WITH SO much scary upheaval shaking the world, it’s hard to say where Americans should focus our attention. Just a few months ago, the worst things we had to worry about were a heavy-handed Russia, a recalcitrant Iran, and an ambitious China. Today we face a fanatic mini-state in Mesopotamia, a collapsing Libya, devastation in Gaza, a surge of child refugees from Central America, and an outbreak of Ebola in Africa.
Moments of seeming world crisis like this one present a hidden danger beneath the turmoil we see. They rivet our attention so fully that we forget about our longer-term challenges. Sudden new emergencies, however, should teach us the danger of being unprepared. That makes this an ideal time to step back, reflect on what kind of “threat matrix” we will face in the future, and ask what we can do to prevent the next explosions.
For most of modern history, the principal threat to states came from other states. State-versus-state conflict still happens, as Ukrainians can attest, but it is increasingly rare. Today’s security threats come from “non-state actors”— supra-national forces that do not concentrate on building regular armies, defending borders, or fighting set-piece battles. These comprise the new challenge: Al Qaeda, Boko Haram, al-Shabab, and now the Islamic State, the fundamentalist militia that has seized a swath of the Middle East as large as Jordan.

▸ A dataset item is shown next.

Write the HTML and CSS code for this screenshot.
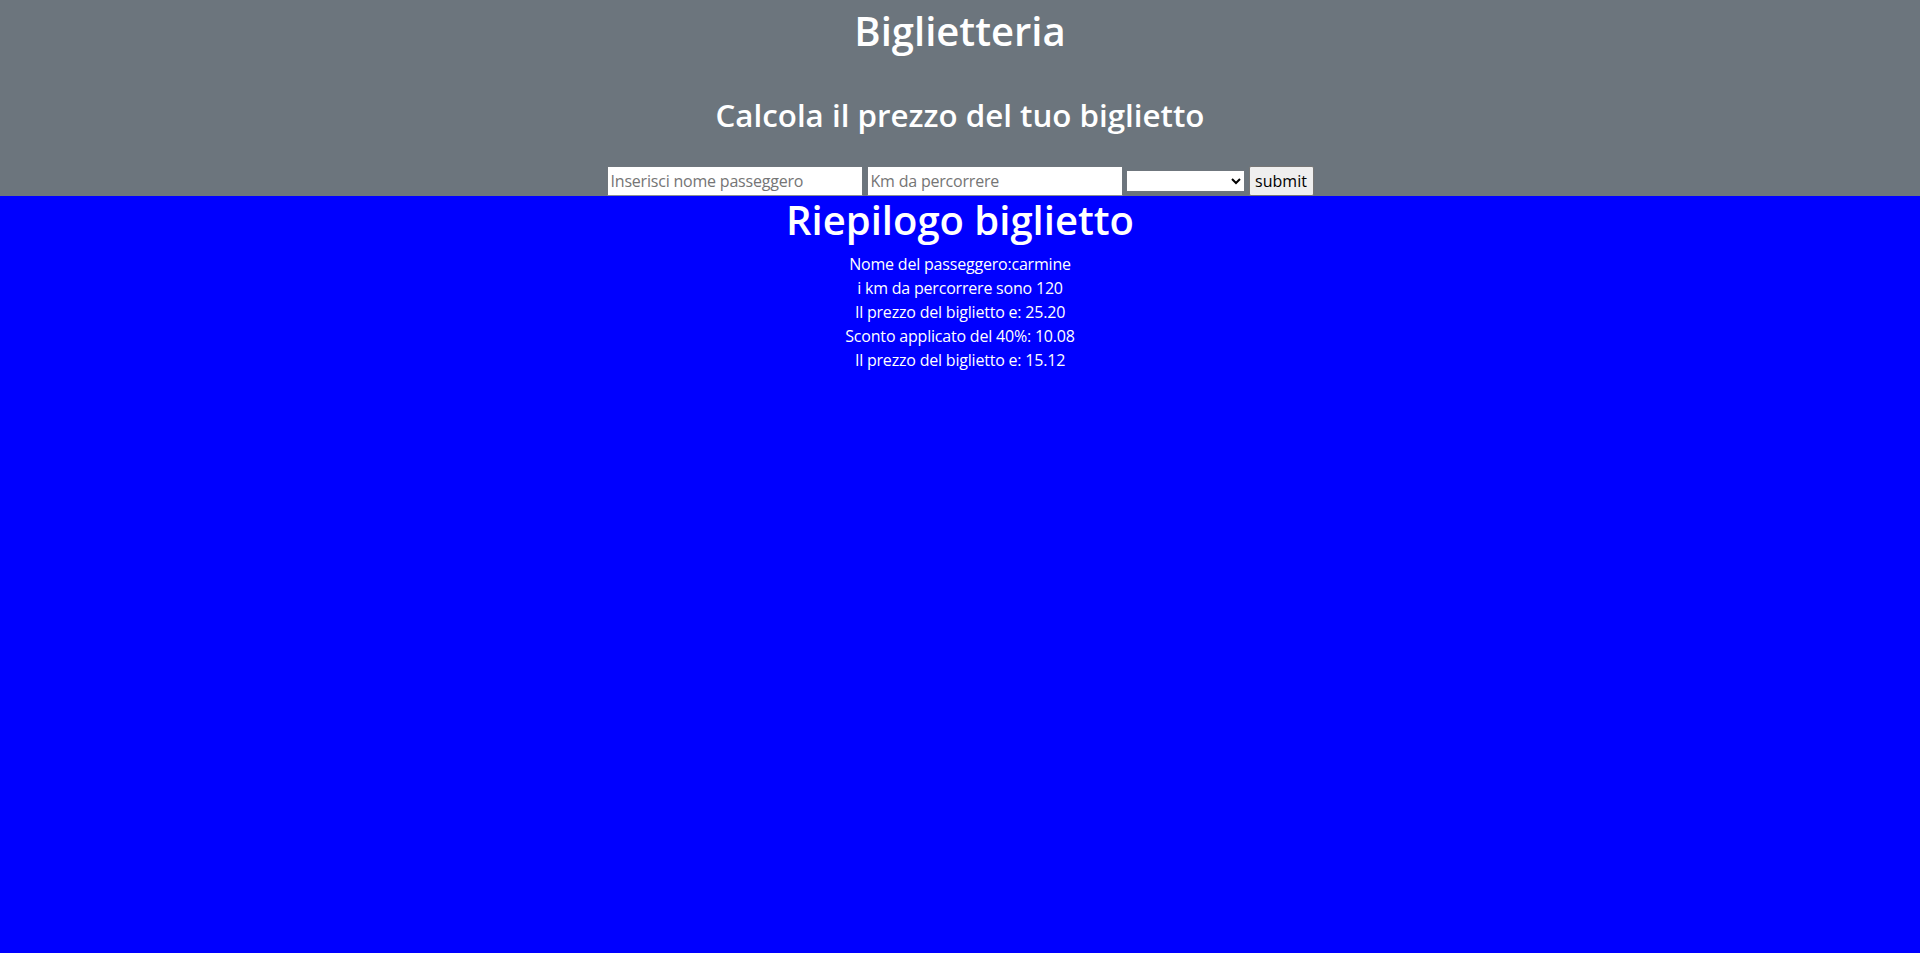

We were slow to recognize this latest threat, in part because it is easier to see the world through a familiar prism than through a new one. Years or decades from now, the threats we now face will have faded. What will replace them?
Globalization and the increasing inter-dependence of nations have made territorial war nearly obsolete. Today people fight over religion, as they have spasmodically through history, but that phase too will pass. If wars are raging in the mid-21st century, they will probably be “resource wars” — conflicts over access to food, water, and energy.
Fighting over resources is hardly new, but wars like these will become more common and more intense. The first reason has to do with rising standards of living. As huge numbers of people emerge from poverty in Asia and Africa, they will want to live better, which means consuming more.
The second tectonic factor will be climate change, which may severely disrupt networks on which humanity depends for food, water, and energy. Climate change will shape the fate of nations. Its effects will inevitably turn some against others.
From this clash arises the central security challenge of our century: Growing demand for food, water, and energy coinciding with shortages caused by climate change.
How can we assure that, in this new world, Americans are not dragged into “resource wars?” We could take some steps abroad, like re-imagining our food aid programs so they help farmers in other countries rather than American agri-business and shipping firms. The real key, though, lies at home. We — and other nations — will stand or fall according to our ability to manage our sources of food, water, and energy. Reducing our reliance on foreign resources, and more sustainably using those we have, are urgent security as well as environmental challenges.
In the last few years, Americans have learned that security threats now come more often from militias and insurgents than from rival states. But it took too long for us to make that shift in mind-set. We did not recognize the new threat until it was upon us. Now is the time to broaden our focus again and deal with the threat that looms ahead.
To imagine that resources rather than weapons will drive future conflicts requires rethinking the nature of national security. Preparing for threats that do not seem imminent runs counter to the American character and, perhaps, all of human psychology. Yet if we fail to address the food-water-energy triangle now, we guarantee that our grandchildren will live in a world more turbulent than any we have known.